Assuming, therefore, as we must, from.the verdict in the case, that all the material allegations in the complaint are true, the question presented for our determination on this appeal is whether the original plaintiff, Ambrose Gr. Bierce, had sufficient interest in the fund to maintain this suit in his own name; and, if he did have such interest, could he transfer it in such manner that his assignees may maintain such action ?

Bierce was the general agent of the company, and the fund in dispute was deposited by or for him, or his use, in his name as “ agent,” and was subject to his check or order. By accepting this deposit in this form, the defendant assumed the obligation of paying the checks properly signed by the person in whose name or to whose credit the deposit was made, so long as a credit sufficient for that purpose remained.
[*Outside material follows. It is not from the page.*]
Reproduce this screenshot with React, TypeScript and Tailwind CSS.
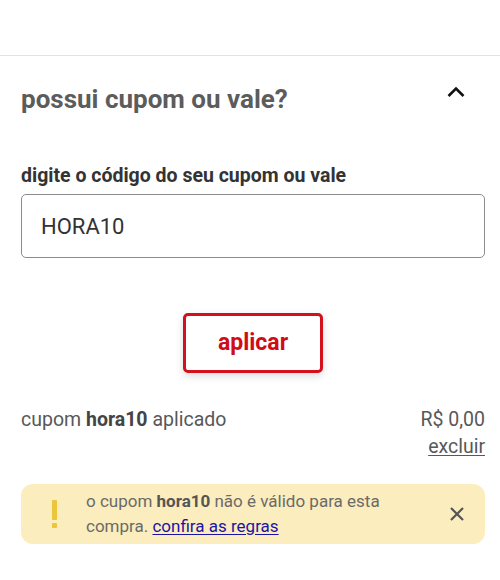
import { useState } from 'react'

const FONT = { fontFamily: 'Roboto, "Noto Sans", sans-serif' }

export default function App() {
  const [code, setCode] = useState('HORA10')
  const [open, setOpen] = useState(true)
  const [showAlert, setShowAlert] = useState(true)

  return (
    <div className="h-[580px] w-[500px] overflow-hidden bg-white" style={FONT}>
      <div className="h-[56px] border-b-[1.5px] border-[#e2e2e2]" />

      <section className="pl-[21px] pr-[15px]">
        <div className="mt-[28px] flex items-start justify-between">
          <h2 className="text-[26px] font-bold leading-[30px] text-[#5c5c5c]">possui cupom ou vale?</h2>
          <button
            type="button"
            onClick={() => setOpen(!open)}
            className="mr-[19px] flex h-[16px] w-[20px] items-center justify-center"
            aria-label="recolher"
          >
            <svg width="18" height="12" viewBox="0 0 18 12" className={open ? '' : 'rotate-180'}>
              <path d="M1.5 10L9 2.5L16.5 10" fill="none" stroke="#111" strokeWidth="2.6" />
            </svg>
          </button>
        </div>

        {open && (
          <>
            <label className="mt-[50px] block text-[19.5px] font-bold leading-[24px] text-[#333]">
              digite o código do seu cupom ou vale
            </label>
            <input
              value={code}
              onChange={(e) => setCode(e.target.value)}
              className="mt-[6px] block h-[64px] w-full rounded-[5px] border border-[#8c8c8c] pl-[19px] text-[22px] text-[#333] outline-none"
              style={FONT}
            />

            <div className="mt-[55px] flex justify-center">
              <button
                type="button"
                className="h-[60px] w-[140px] rounded-[5px] border-[3px] border-[#d3101c] bg-white text-[23px] font-bold text-[#cf0c17] shadow-[0_3px_8px_rgba(0,0,0,0.14)]"
              >
                aplicar
              </button>
            </div>

            <div className="mt-[33px] flex items-start justify-between text-[19.5px] leading-[27px] text-[#585858]">
              <p>
                cupom <b className="font-bold text-[#444]">hora10</b> aplicado
              </p>
              <div className="flex flex-col items-end">
                <span>R$ 0,00</span>
                <button type="button" className="underline decoration-1 underline-offset-2">
                  excluir
                </button>
              </div>
            </div>

            {showAlert && (
              <div className="mt-[24px] flex h-[60px] items-center rounded-[12px] bg-[#fbedbd]">
                <div className="flex w-[65px] flex-col items-center pl-[1px]">
                  <span className="h-[20px] w-[5px] rounded-[1px] bg-[#ebc53a]" />
                  <span className="mt-[3px] h-[5px] w-[5px] rounded-[1px] bg-[#ebc53a]" />
                </div>
                <p className="flex-1 pr-[40px] text-[17px] leading-[25px] text-[#6a6a6a]">
                  o cupom <b className="font-bold text-[#555]">hora10</b> não é válido para esta compra.{' '}
                  <a href="#" className="text-[#1c14a8] underline underline-offset-2">
                    confira as regras
                  </a>
                </p>
                <button
                  type="button"
                  onClick={() => setShowAlert(false)}
                  className="mr-[20px] flex h-[16px] w-[16px] items-center justify-center"
                  aria-label="fechar"
                >
                  <svg width="14" height="14" viewBox="0 0 14 14">
                    <path d="M1 1L13 13M13 1L1 13" stroke="#555" strokeWidth="2.2" />
                  </svg>
                </button>
              </div>
            )}
          </>
        )}
      </section>
    </div>
  )
}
Deposits in a bank create between it and the depositor, or the person to whom the credit for the deposit is given, the relation of debtor and creditor. Bank v. Hughes, 17 Wend. 100; Bank v. Bank, 46 N. Y. 82. So, also, where a bank receives money from a person, and gives him credit therefor in his own name, it is in duty bound to honor his checks and orders to the amount of such deposit, and it cannot refuse to honor his drafts against the fund on the ground that the money deposited belonged to some other person. In such a case the claim of the depositor is a chose in action, and not in bailment. Chapman v. White, 6 N. Y. 412. And the bank cannot set up as a defense against the depositor that his title to the money deposited is defective or in another. That is a matter in which the bank is not interested until the third party who claims to own the fund shall proceed to enforce his rights.

When a bank receives money from a person, and opens an account in his name, and credits him with funds received, it is bound to honor his checks to the extent of the fund. It cannot defend on the ground that the title is in another, who is not a party and makes no claim. It is estopped, under such circumstances, from questioning the title of the depositor. Bank v. Mason, 95 Pa. St. 113; Lund v. Bank, 37 Barb. 129; Bank v. Insurance Co., 104 U. S. 54.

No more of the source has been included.